Subject: Economics and Finance Book Title: The Samaritan's Dilemma
The Samaritan's Dilemma
The Political Economy of Development Aid
Gibson, Clark C.
, University of California, San Diego
Andersson, Krister
, Indiana University
Ostrom, Elinor
, Indiana University
Shivakumar, Sujai
, National Research Council
Print publication date: 2005
Published to Oxford Scholarship Online: October 2005
Print ISBN-13: 978-0-19-927885-5
doi:10.1093/0199278857.001.0001
Abstract:
What’s wrong with development aid? It is argued that much of aid’s failure is related to the institutions that structure its delivery.

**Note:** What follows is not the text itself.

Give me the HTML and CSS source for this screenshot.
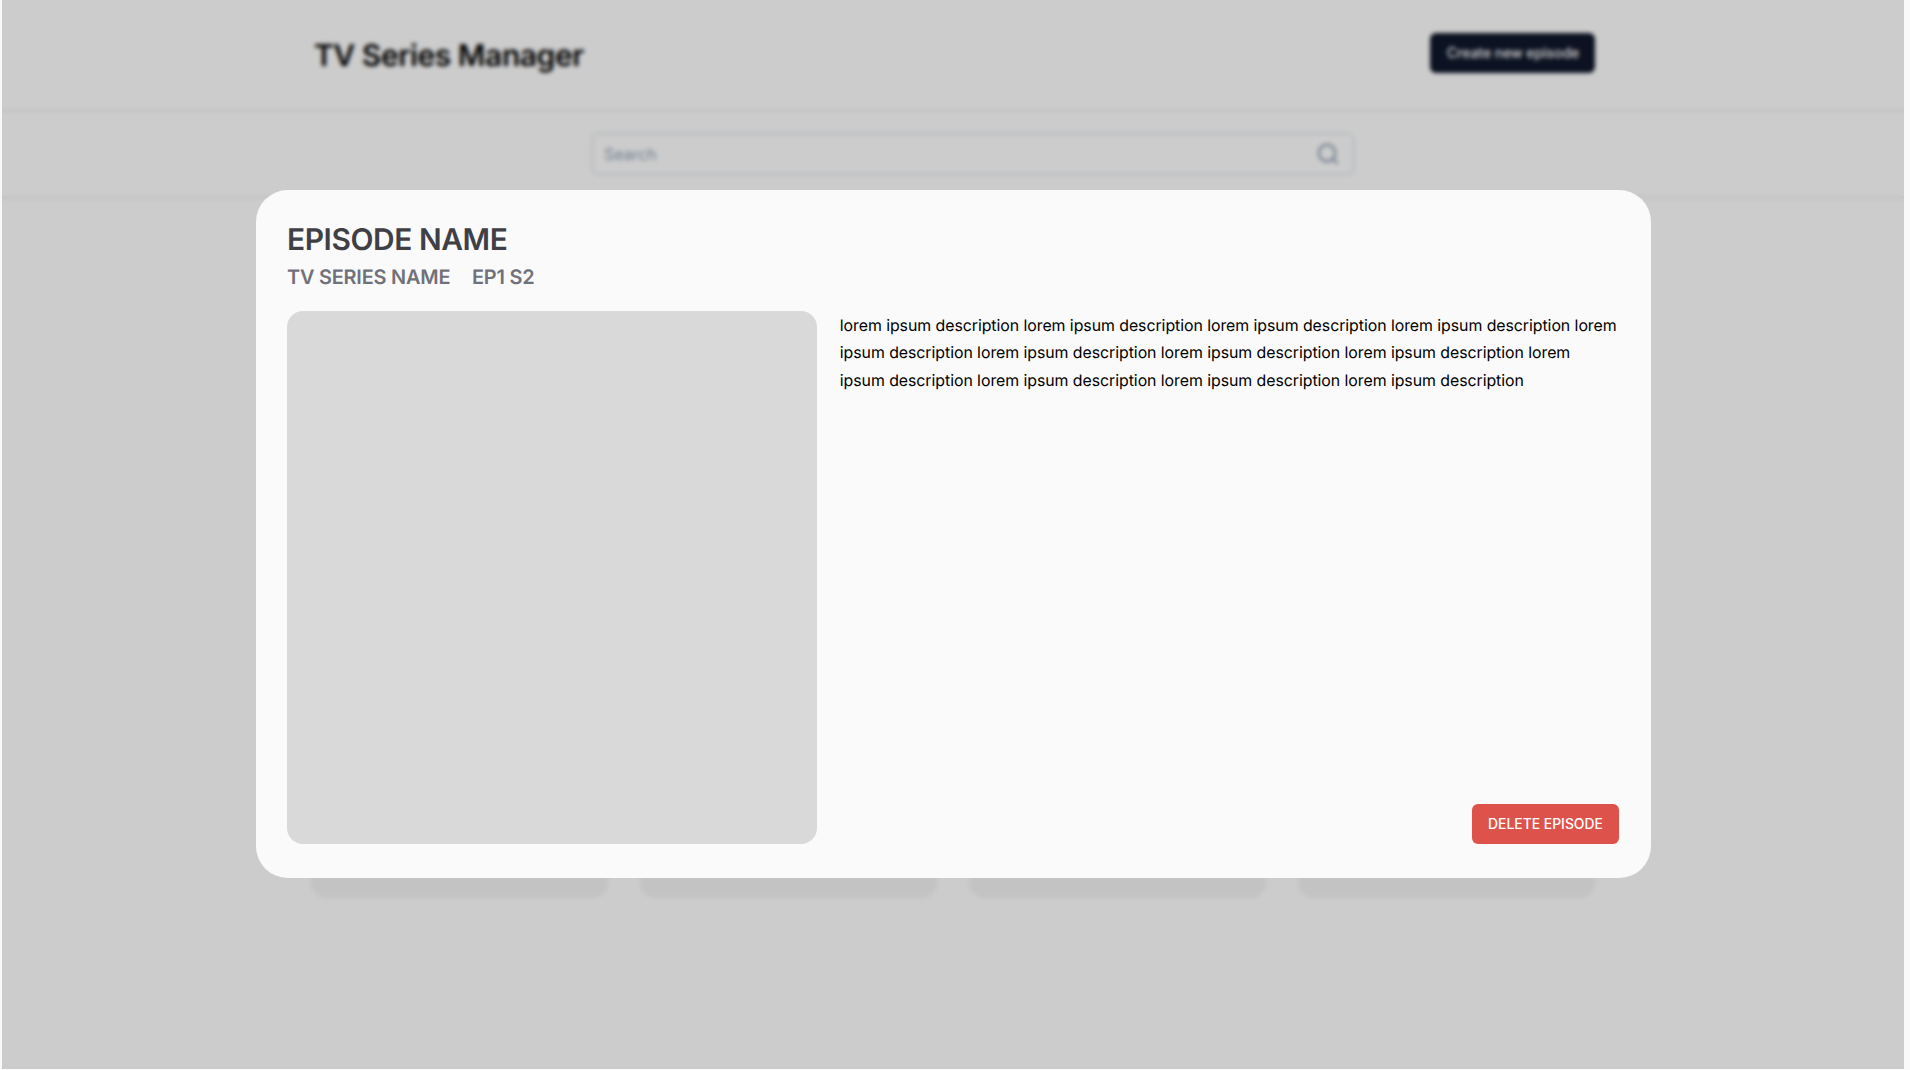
FILE: index.html
```html
<!DOCTYPE html>
<html lang="en">
<head>
<meta charset="utf-8">
<title>TV Series Manager</title>
<link rel="stylesheet" href="styles.css">
</head>
<body>
<div class="app">
  <header class="header">
    <h1 class="brand">TV Series Manager</h1>
    <button class="create">Create new episode</button>
  </header>
  <div class="toolbar">
    <div class="search">
      <span>Search</span>
      <svg class="search-icon" viewBox="0 0 24 24" fill="none" stroke="#94a3b8" stroke-width="2.4" stroke-linecap="round" stroke-linejoin="round"><circle cx="11" cy="11" r="8.2"/><path d="M21 21l-4.3-4.3"/></svg>
    </div>
  </div>
  <main class="grid">
    <div class="card"></div>
    <div class="card"></div>
    <div class="card"></div>
    <div class="card"></div>
  </main>
  <div class="overlay">
    <section class="modal" role="dialog">
      <h2 class="title">EPISODE NAME</h2>
      <div class="meta"><span>TV SERIES NAME</span><span>EP1 S2</span></div>
      <div class="content">
        <div class="poster"></div>
        <div class="details">
          <p class="description">lorem ipsum description lorem ipsum description lorem ipsum description lorem ipsum description lorem<br>ipsum description lorem ipsum description lorem ipsum description lorem ipsum description lorem<br>ipsum description lorem ipsum description lorem ipsum description lorem ipsum description</p>
          <button class="delete">DELETE EPISODE</button>
        </div>
      </div>
    </section>
  </div>
</div>
</body>
</html>
```
FILE: styles.css
```css
* { box-sizing: border-box; }
body {
  margin: 0;
  height: 1070px;
  padding: 0 6px 1px 2px;
  background: #f9f9f9;
  font-family: Inter, sans-serif;
  text-rendering: geometricPrecision;
  overflow: hidden;
}
h1, h2, p { margin: 0; }
button { border: 0; padding: 0; font-family: inherit; }
.app {
  position: relative;
  height: 1069px;
  background: #fff;
  overflow: hidden;
}
.header {
  display: flex;
  justify-content: space-between;
  align-items: flex-start;
  height: 111px;
  padding: 33px 309px 0 312px;
  border-bottom: 1px solid #e4e4e7;
}
.brand {
  font-size: 30px;
  line-height: 36px;
  font-weight: 600;
  letter-spacing: -0.44px;
  margin-top: 5px;
  color: #000;
}
.create {
  width: 165px;
  height: 40px;
  padding-left: 1px;
  border-radius: 6px;
  background: #0f172a;
  color: #fff;
  font-size: 13.9px;
  font-weight: 500;
}
.toolbar {
  height: 87px;
  padding: 22px 0 0 590px;
  border-bottom: 1px solid #e4e4e7;
}
.search {
  display: flex;
  align-items: center;
  justify-content: space-between;
  width: 762px;
  height: 42px;
  padding: 0 13px 0 11px;
  border: 1px solid #cbd5e1;
  border-radius: 6px;
  color: #94a3b8;
  font-size: 15.8px;
}
.search-icon { width: 24px; height: 24px; }
.grid {
  display: grid;
  grid-template-columns: repeat(4, 1fr);
  gap: 32.5px;
  height: 700px;
  padding: 0 309.5px 0 309px;
}
.card { background: #f4f4f5; border-radius: 16px; }
.overlay {
  position: absolute;
  inset: 0;
  padding: 189.7px 0 0 253.5px;
  background: rgba(0, 0, 0, 0.2);
  backdrop-filter: blur(2px);
}
.modal {
  width: 1395px;
  height: 688.3px;
  padding: 32px 31.5px;
  border-radius: 32px;
  background: #fafafa;
}
.title {
  font-size: 29.9px;
  line-height: 36px;
  font-weight: 600;
  letter-spacing: -0.41px;
  color: #3f3f46;
}
.meta {
  display: flex;
  gap: 21.8px;
  margin-top: 5px;
  font-size: 19.9px;
  line-height: 28px;
  font-weight: 600;
  letter-spacing: -0.2px;
  color: #71717a;
}
.content {
  display: flex;
  gap: 22.8px;
  height: 533px;
  margin-top: 20px;
}
.poster {
  flex: 0 0 530px;
  border-radius: 16px;
  background: #d9d9d9;
}
.details {
  flex: 1;
  min-width: 0;
  display: flex;
  flex-direction: column;
  justify-content: space-between;
  align-items: flex-end;
}
.description {
  width: 100%;
  padding-top: 1px;
  white-space: nowrap;
  font-size: 15.88px;
  line-height: 27.8px;
  letter-spacing: -0.055px;
  color: #000;
}
.delete {
  width: 147px;
  height: 39.5px;
  border-radius: 6px;
  background: #de524c;
  color: #fff;
  font-size: 13.9px;
  font-weight: 500;
}
```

These institutions govern the complex relationships between the main actors in the aid delivery system, and often generate a series of perverse incentives that promote inefficient and unsustainable outcomes. The theoretical insights of the new institutional economics are applied to several settings. First, the institutions of Sida, the Swedish aid agency, is investigated to analyze how that aid agency’s institutions can produce incentives inimical to desired outcomes, contrary to the desires of its own staff. Second, cases from India, a country with low aid dependence, and Zambia, a country with high aid dependence, are used to explore how institutions on the ground in recipient countries might also mediate the effectiveness of aid. Suggestions are offered on how to improve aid’s effectiveness. These include how to structure evaluations in order to improve outcomes, how to employ agency staff to gain from their on-the-ground experience, and how to engage stakeholders as “owners” in the design, resource mobilization, learning, and evaluation process of development assistance programs.